Weihbischof Holtkotte ging in seiner Predigt auf das Motto „Gemeinsam auf dem Weg“ ein, das auch sechs Kerzen zierte, die von hier aus in die sechs Mitgliedskirchen in Frohlinde, Merklinde, Obercastrop, Dorf Rauxel und Schwerin ausgesendet wurden. Auch je ein „Wanderstab“ wurde als Symbol verschenkt. Der Zusammenschluss sei eine Chance zum Neuanfang, so Holtkotte, der in Nebensätzen auch darauf einging, dass nach diesem Schritt weitere folgen werden: Die Immobilienstrategie und ein weiterer Zusammenschluss zu Seelsorgeräumen, vermutlich im Dekanat Emschertal mit Corpus Christi und den Herner Gemeinden, stehen für die nächsten Jahre auf der Agenda.

Sehr festlich und sehr voll sei es gewesen. Hoffnung und der positive Geist hätten den Vormittag eher überstrahlt als Kritik und eine Dagegen-Haltung, sagten mehrere Anwesende gegenüber unserer Redaktion. Nur kurz gab man der Trauer und dem Gedenken Raum: Kurz nach Beginn der Messe wurde die Nachricht vom Tod von Papst Franziskus bekannt. Ihm widmete man eine Minute der Stille, ein „Vater unser“ und ein „Ave Maria“.
Michael Wefringhaus, der seit 1988 im Kirchenvorstand der Schutzengelgemeinde Frohlinde ist und nun auch zum stellvertretenden Vorsitzenden neben dem Pfarrer im Vermögensverwaltungsrat gewählt wurde, brachte seien Gedanken im Gespräch mit unserer Redaktion so auf den Punkt: „Bei allem Engagement für die große Pfarrei will ich auch die Gemeindearbeit vor Ort weiter hochhalten.“ Ostermontag habe man allein in der Schutzengelkirche sonst 150 bis 170 Gläubige im Gottesdienst. Die wären nicht alle mit nach St. Lambertus gekommen; es wären wohl so um die 60 Personen gewesen, so seine Einschätzung.

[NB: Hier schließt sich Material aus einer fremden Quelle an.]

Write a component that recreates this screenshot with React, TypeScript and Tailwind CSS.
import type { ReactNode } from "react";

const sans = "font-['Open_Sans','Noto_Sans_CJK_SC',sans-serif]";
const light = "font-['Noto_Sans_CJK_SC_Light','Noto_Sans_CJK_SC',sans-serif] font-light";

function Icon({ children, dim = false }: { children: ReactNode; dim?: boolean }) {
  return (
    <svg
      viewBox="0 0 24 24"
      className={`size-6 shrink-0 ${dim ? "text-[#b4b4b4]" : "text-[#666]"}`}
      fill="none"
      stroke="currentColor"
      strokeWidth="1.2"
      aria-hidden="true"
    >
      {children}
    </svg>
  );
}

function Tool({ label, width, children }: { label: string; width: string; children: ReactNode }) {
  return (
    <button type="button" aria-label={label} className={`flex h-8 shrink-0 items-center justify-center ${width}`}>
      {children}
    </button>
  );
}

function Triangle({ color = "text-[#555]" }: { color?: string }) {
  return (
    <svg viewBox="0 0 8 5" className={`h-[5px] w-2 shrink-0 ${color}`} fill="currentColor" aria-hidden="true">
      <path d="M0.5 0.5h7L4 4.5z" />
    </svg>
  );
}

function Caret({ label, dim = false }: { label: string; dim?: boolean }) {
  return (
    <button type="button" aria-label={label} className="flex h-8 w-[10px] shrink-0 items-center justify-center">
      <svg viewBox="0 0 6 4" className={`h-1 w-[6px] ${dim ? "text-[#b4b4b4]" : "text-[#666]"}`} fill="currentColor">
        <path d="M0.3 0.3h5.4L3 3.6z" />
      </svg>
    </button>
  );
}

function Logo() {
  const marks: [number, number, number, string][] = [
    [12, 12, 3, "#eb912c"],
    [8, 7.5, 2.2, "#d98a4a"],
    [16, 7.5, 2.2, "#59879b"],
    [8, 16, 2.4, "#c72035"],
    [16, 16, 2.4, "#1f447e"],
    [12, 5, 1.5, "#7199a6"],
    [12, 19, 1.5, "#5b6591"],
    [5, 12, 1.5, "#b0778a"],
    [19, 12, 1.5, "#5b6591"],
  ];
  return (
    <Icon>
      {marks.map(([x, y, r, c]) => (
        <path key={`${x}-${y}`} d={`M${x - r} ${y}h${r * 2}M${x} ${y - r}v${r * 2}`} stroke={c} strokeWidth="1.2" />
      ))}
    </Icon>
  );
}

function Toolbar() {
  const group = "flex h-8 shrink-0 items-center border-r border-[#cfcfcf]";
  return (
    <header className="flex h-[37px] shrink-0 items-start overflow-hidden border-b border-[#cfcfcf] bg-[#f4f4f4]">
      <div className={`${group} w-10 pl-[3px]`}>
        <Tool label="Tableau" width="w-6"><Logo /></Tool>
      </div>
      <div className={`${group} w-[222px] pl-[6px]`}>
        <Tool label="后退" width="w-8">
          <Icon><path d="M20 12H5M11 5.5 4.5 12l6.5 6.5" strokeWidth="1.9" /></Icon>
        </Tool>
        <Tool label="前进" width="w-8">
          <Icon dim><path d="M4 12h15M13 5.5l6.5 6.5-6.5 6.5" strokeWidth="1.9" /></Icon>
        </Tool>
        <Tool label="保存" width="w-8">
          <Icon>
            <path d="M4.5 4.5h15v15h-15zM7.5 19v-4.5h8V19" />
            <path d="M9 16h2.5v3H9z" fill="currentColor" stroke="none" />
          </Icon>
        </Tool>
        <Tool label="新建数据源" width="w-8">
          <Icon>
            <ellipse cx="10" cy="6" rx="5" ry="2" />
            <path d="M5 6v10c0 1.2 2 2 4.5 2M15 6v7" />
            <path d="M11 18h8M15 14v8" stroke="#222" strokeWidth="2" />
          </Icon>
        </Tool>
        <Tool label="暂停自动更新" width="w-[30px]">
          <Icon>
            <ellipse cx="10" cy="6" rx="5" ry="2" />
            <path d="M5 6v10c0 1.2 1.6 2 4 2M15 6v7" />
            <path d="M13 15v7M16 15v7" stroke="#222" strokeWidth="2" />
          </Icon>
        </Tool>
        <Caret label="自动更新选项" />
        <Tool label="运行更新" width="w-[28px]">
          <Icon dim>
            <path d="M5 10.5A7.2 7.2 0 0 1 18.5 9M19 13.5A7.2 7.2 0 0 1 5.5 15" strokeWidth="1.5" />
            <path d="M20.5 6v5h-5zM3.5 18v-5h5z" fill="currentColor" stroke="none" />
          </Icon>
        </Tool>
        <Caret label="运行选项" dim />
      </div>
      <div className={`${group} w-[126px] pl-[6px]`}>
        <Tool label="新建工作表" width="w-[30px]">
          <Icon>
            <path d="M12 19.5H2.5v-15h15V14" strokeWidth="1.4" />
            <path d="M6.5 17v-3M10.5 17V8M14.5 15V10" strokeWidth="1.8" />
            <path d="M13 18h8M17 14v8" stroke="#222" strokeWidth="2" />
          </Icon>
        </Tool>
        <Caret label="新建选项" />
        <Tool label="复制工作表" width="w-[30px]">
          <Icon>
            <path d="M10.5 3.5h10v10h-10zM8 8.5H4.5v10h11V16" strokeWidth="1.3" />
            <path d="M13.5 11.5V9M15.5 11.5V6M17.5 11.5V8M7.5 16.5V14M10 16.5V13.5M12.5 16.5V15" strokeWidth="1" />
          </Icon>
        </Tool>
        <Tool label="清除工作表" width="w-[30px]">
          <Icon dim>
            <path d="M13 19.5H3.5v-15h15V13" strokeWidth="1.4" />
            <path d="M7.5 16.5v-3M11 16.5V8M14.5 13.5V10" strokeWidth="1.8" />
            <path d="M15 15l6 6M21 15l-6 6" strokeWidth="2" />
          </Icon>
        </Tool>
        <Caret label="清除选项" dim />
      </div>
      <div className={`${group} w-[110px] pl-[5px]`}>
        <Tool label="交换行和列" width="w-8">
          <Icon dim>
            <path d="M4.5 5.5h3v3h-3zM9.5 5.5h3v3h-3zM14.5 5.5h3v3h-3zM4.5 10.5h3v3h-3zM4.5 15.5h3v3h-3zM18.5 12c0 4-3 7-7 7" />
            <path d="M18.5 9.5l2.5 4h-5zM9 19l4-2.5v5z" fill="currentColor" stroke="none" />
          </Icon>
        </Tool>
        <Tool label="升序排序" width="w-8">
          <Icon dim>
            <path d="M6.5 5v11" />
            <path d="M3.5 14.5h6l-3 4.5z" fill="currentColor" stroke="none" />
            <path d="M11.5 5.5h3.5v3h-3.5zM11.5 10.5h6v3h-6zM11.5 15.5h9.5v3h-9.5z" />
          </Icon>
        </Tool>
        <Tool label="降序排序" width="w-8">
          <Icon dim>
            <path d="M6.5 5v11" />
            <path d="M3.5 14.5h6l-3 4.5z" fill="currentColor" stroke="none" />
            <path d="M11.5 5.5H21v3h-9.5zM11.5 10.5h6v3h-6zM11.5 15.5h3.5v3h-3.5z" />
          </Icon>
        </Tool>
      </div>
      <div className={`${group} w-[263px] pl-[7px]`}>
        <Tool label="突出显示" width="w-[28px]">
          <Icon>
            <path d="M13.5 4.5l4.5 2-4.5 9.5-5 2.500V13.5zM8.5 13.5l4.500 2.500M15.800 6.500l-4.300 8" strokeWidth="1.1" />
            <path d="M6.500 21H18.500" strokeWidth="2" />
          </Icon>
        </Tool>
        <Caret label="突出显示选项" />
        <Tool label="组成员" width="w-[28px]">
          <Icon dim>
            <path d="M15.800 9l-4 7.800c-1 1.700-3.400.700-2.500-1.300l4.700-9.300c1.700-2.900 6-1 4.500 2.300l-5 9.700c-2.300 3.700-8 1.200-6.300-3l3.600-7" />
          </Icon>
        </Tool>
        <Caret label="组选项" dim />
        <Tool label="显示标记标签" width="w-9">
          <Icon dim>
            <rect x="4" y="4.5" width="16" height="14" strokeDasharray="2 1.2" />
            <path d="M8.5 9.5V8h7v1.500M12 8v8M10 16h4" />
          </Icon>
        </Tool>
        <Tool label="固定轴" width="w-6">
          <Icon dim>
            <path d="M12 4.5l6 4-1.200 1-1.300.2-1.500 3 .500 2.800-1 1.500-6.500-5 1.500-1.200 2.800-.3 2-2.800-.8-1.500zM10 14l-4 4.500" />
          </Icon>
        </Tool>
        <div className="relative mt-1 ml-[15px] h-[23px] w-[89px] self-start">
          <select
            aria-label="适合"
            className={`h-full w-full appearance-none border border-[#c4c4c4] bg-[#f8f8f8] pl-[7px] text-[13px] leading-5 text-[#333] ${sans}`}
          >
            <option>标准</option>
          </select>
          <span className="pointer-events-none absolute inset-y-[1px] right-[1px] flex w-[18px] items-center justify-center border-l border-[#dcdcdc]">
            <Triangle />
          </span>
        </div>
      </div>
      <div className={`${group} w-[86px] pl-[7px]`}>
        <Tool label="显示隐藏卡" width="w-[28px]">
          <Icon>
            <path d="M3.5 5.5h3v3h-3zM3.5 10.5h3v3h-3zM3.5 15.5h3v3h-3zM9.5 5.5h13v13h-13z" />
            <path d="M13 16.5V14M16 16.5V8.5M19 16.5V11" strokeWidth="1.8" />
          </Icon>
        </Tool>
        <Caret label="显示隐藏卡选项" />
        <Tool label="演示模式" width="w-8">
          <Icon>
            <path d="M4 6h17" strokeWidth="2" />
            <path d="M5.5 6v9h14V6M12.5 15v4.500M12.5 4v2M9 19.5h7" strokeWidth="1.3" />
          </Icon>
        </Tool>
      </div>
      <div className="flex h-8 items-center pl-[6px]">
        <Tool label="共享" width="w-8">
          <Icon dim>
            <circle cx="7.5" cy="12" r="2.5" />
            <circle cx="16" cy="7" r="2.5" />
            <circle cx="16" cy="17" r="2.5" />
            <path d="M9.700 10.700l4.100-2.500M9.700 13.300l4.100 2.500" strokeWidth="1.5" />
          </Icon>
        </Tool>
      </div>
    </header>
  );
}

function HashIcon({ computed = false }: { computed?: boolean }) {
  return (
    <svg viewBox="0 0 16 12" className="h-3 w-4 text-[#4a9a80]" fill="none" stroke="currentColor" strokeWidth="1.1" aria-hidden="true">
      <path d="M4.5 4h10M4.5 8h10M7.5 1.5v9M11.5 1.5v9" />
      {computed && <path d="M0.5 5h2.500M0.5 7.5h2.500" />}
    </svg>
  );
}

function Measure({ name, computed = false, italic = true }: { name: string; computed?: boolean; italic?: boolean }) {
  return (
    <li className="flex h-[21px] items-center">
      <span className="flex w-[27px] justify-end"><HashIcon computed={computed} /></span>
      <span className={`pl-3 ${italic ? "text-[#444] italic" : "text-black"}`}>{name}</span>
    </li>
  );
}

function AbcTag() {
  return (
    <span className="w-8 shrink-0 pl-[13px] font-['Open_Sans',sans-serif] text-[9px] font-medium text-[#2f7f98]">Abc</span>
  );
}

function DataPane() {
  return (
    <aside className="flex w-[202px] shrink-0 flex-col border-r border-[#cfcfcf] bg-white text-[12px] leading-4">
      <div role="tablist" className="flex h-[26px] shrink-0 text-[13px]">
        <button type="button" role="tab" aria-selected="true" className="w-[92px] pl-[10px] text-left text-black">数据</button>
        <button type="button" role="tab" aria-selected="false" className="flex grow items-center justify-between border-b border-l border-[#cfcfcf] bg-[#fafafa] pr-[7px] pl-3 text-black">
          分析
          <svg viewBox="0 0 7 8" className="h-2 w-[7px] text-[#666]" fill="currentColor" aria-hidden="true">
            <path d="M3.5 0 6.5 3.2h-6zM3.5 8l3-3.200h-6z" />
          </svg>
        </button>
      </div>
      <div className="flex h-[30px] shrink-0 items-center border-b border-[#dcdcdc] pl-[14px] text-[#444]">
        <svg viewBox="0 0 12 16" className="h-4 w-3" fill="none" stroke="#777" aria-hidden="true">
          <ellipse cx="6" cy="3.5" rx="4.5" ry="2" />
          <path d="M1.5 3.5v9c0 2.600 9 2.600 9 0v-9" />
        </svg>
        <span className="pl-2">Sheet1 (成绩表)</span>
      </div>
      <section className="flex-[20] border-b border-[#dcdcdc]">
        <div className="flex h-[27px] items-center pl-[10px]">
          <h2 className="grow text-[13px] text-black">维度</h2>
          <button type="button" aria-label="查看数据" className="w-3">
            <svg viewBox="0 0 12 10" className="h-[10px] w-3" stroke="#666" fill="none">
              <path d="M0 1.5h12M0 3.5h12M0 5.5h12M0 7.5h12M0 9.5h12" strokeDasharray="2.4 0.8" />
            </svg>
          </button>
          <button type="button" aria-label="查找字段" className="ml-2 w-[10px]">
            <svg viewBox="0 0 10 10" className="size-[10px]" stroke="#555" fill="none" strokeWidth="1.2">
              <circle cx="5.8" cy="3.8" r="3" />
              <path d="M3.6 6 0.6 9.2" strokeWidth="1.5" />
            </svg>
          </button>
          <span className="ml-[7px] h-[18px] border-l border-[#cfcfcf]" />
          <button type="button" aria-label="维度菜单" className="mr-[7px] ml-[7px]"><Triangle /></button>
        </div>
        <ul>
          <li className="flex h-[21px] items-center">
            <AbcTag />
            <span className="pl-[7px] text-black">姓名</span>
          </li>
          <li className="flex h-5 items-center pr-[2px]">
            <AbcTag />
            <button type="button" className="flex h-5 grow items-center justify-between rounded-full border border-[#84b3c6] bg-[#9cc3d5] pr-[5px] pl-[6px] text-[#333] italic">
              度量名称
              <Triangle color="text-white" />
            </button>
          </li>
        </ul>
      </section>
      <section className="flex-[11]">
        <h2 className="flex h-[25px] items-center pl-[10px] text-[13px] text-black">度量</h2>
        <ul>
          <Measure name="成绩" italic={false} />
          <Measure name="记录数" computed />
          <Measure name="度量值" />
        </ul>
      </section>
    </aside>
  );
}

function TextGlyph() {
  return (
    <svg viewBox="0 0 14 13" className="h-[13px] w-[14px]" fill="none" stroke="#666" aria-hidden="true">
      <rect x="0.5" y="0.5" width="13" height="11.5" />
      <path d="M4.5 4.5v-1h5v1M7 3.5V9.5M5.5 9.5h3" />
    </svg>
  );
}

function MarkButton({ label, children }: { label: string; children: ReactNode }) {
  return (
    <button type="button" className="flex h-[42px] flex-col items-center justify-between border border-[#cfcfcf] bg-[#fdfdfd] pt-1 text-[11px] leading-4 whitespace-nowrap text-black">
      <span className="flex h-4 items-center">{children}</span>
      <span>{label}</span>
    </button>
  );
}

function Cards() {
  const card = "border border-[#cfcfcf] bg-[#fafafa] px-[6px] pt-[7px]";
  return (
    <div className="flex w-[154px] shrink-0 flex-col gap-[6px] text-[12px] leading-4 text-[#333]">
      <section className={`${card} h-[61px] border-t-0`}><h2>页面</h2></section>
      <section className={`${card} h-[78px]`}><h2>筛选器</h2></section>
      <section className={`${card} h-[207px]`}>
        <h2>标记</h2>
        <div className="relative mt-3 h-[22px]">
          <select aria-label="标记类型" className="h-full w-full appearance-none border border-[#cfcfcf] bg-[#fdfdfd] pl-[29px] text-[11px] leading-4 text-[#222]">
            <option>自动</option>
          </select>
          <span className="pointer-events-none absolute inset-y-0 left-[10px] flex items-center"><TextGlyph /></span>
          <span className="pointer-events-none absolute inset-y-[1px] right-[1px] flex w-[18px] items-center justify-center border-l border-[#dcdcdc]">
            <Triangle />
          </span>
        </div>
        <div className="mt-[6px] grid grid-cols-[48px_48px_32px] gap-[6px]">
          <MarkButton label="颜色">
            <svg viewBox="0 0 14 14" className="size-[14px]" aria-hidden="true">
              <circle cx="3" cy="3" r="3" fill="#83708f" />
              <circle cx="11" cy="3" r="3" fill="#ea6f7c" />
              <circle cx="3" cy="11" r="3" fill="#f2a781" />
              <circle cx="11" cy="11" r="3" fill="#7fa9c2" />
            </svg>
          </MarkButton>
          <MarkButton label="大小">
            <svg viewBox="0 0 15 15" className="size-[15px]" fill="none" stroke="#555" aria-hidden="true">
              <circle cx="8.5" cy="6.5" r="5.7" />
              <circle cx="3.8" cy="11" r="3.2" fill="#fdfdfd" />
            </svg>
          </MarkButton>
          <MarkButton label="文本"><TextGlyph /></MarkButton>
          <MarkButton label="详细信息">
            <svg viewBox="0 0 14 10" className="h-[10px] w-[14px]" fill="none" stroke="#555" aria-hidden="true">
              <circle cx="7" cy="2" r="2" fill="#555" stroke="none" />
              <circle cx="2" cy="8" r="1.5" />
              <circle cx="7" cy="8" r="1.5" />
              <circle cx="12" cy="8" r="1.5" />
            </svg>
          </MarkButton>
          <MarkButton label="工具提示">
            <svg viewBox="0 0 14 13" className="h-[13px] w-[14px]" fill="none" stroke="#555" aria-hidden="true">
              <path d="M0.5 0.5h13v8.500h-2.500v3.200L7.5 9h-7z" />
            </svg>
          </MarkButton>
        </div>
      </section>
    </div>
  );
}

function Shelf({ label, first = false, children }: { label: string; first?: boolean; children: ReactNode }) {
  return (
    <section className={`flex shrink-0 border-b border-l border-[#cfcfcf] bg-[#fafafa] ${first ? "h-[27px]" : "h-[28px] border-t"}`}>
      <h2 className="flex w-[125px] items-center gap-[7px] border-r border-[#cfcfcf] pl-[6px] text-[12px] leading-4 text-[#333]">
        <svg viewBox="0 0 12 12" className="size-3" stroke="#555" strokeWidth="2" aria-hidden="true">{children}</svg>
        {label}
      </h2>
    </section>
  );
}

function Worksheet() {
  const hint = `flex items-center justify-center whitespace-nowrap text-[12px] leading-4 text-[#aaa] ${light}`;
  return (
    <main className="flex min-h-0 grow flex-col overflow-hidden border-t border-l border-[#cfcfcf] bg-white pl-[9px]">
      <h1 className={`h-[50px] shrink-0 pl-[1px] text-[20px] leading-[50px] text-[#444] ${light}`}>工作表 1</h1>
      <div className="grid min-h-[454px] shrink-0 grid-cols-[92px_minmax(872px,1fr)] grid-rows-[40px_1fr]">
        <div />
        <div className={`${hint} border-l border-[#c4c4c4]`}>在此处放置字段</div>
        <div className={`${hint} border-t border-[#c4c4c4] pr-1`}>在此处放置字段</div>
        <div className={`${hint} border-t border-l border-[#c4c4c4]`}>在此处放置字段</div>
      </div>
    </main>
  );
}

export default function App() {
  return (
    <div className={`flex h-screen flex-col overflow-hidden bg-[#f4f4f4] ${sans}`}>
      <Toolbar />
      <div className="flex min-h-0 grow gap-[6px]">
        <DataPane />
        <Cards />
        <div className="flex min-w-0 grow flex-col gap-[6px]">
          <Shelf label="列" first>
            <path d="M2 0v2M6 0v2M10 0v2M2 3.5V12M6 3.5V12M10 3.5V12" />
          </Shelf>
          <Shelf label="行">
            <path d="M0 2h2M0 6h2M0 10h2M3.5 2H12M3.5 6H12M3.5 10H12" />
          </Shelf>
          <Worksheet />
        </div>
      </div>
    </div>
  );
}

Daran sehe man, dass wichtig sei, als Kirche vor Ort zu bleiben.
In der weiteren Fusionsstrategie des Erzbistums will man in den sogenannten Seelsorgeräumen, die auf mittlere Sicht als große Verwaltungseinheiten die Pastoralen Räume und Pastoralverbünde ablösen werden, diverse verlässliche Orte für die Gläubigen erhalten. Es wird weiter gehen, war die Botschaft von Erzbischof Udo Markus Bentz und den Generalvikaren dazu in der Woche vor Palmsonntag. Damit seien Orte gemeint, wo man auf verlässliche Menschen treffe, die bereit sind, ihren Dienst auszuüben. „Davon“, so Wefringhaus, „haben wir viele. Auch und gerade in Frohlinde.“

Am 30. April tritt der Vermögensverwaltungsrat, paritätisch besetzt mit je drei Mitgliedern aus allen Kirchenvorständen der sechs Gemeinden, erstmals zusammen. Bis zur Wahl eines gemeinsamen Kirchenvorstands und Pfarrgemeinderats im November/Dezember hat dieses Gremium die Entscheidungsbefugnis.